Collected data entries
------

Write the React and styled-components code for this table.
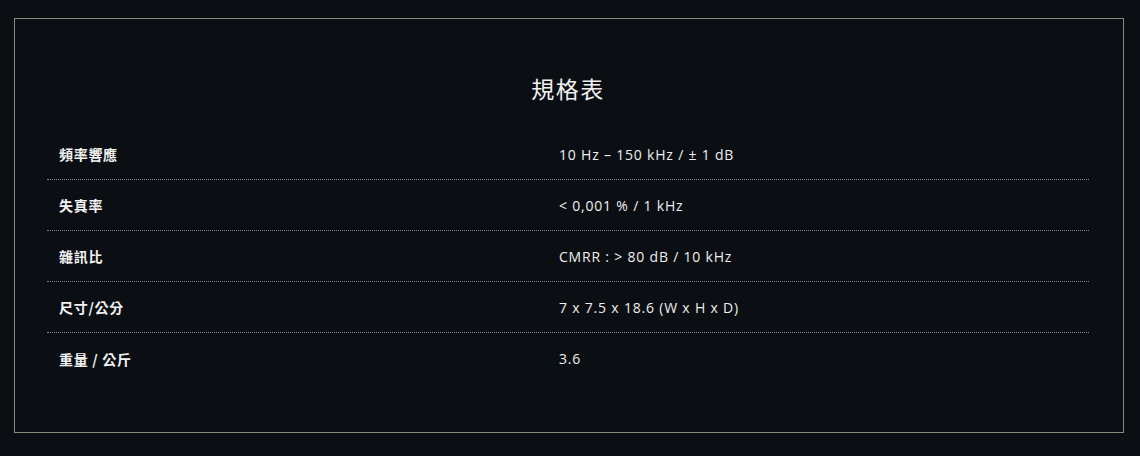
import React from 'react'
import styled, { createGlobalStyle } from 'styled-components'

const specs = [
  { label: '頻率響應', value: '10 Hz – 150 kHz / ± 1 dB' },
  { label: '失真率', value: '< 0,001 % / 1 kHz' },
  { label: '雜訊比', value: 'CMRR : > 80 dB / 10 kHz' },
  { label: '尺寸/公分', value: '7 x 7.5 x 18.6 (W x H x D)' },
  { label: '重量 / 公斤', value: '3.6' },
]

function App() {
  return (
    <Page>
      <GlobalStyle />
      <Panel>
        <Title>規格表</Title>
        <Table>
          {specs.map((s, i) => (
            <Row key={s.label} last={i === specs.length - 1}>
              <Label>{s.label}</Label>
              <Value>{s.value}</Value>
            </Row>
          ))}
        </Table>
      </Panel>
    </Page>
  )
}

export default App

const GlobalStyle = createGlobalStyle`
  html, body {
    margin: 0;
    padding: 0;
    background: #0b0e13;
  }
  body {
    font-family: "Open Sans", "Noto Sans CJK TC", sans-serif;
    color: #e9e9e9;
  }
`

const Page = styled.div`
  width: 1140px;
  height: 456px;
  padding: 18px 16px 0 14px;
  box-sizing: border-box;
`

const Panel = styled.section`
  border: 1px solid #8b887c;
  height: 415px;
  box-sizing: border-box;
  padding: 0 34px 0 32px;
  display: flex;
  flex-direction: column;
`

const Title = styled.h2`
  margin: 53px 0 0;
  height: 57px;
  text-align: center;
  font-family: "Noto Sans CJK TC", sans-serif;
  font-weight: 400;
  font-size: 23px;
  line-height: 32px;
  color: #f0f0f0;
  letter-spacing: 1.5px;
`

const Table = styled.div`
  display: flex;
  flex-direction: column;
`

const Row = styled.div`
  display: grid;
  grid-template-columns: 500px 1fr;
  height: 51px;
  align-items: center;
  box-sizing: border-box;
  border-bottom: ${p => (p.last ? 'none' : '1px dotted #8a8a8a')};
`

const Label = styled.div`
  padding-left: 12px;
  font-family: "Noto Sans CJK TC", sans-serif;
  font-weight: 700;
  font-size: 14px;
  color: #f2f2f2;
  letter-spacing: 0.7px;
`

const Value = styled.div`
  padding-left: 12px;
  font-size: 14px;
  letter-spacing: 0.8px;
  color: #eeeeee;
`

------

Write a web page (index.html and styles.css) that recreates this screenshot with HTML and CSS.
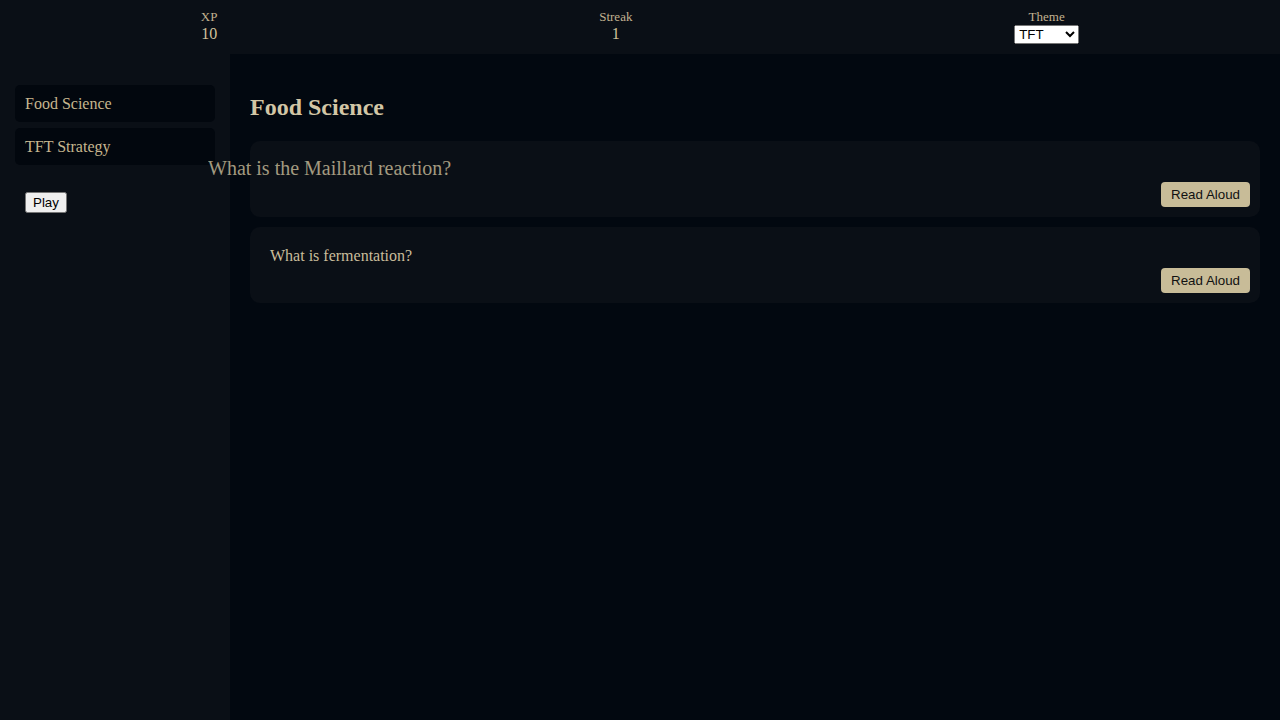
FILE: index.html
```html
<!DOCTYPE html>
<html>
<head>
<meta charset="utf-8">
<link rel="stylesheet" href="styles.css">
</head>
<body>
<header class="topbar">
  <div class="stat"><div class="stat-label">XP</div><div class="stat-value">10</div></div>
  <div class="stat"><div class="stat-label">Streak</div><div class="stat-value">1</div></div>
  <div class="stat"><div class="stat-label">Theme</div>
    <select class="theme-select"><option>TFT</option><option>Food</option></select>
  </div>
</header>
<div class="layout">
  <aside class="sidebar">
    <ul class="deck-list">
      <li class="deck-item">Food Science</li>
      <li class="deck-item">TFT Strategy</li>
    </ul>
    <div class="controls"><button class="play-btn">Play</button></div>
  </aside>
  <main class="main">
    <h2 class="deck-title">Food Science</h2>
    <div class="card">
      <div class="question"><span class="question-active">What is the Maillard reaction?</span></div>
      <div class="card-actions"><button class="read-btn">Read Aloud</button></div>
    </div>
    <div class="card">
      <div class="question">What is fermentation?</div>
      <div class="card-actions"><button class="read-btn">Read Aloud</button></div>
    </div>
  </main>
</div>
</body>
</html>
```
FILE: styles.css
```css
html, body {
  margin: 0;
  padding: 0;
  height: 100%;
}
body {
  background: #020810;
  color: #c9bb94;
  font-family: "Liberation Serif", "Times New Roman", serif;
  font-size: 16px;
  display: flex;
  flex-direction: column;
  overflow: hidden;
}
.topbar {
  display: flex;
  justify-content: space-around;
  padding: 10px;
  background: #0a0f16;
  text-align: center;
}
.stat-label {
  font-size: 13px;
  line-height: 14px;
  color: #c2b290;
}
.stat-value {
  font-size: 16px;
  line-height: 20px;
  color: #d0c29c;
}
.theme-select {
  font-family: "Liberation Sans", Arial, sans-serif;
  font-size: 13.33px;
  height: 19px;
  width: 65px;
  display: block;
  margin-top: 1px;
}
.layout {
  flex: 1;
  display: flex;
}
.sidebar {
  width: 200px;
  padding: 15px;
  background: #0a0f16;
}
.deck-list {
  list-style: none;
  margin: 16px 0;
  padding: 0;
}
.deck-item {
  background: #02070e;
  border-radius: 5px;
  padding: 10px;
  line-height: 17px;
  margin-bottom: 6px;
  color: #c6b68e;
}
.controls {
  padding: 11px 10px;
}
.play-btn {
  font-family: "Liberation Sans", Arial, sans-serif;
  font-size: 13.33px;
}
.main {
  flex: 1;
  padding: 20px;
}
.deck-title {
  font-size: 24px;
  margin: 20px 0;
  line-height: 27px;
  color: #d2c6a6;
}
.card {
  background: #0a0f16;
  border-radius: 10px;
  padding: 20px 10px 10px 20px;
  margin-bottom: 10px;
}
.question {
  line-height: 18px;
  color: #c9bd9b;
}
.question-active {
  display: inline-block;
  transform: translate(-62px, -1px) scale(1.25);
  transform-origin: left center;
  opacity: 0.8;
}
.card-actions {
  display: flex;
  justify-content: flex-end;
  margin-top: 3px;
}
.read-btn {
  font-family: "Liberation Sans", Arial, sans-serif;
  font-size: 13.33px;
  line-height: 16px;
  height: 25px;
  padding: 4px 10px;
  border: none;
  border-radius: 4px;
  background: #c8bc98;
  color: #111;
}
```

------

Restate word for word the lines that begin at the one with "Write the React" and end at the one with "export default App", including both, and leave every picture aside.

Write the React and styled-components code for this table.
import React from 'react'
import styled, { createGlobalStyle } from 'styled-components'

const specs = [
  { label: '頻率響應', value: '10 Hz – 150 kHz / ± 1 dB' },
  { label: '失真率', value: '< 0,001 % / 1 kHz' },
  { label: '雜訊比', value: 'CMRR : > 80 dB / 10 kHz' },
  { label: '尺寸/公分', value: '7 x 7.5 x 18.6 (W x H x D)' },
  { label: '重量 / 公斤', value: '3.6' },
]

function App() {
  return (
    <Page>
      <GlobalStyle />
      <Panel>
        <Title>規格表</Title>
        <Table>
          {specs.map((s, i) => (
            <Row key={s.label} last={i === specs.length - 1}>
              <Label>{s.label}</Label>
              <Value>{s.value}</Value>
            </Row>
          ))}
        </Table>
      </Panel>
    </Page>
  )
}

export default App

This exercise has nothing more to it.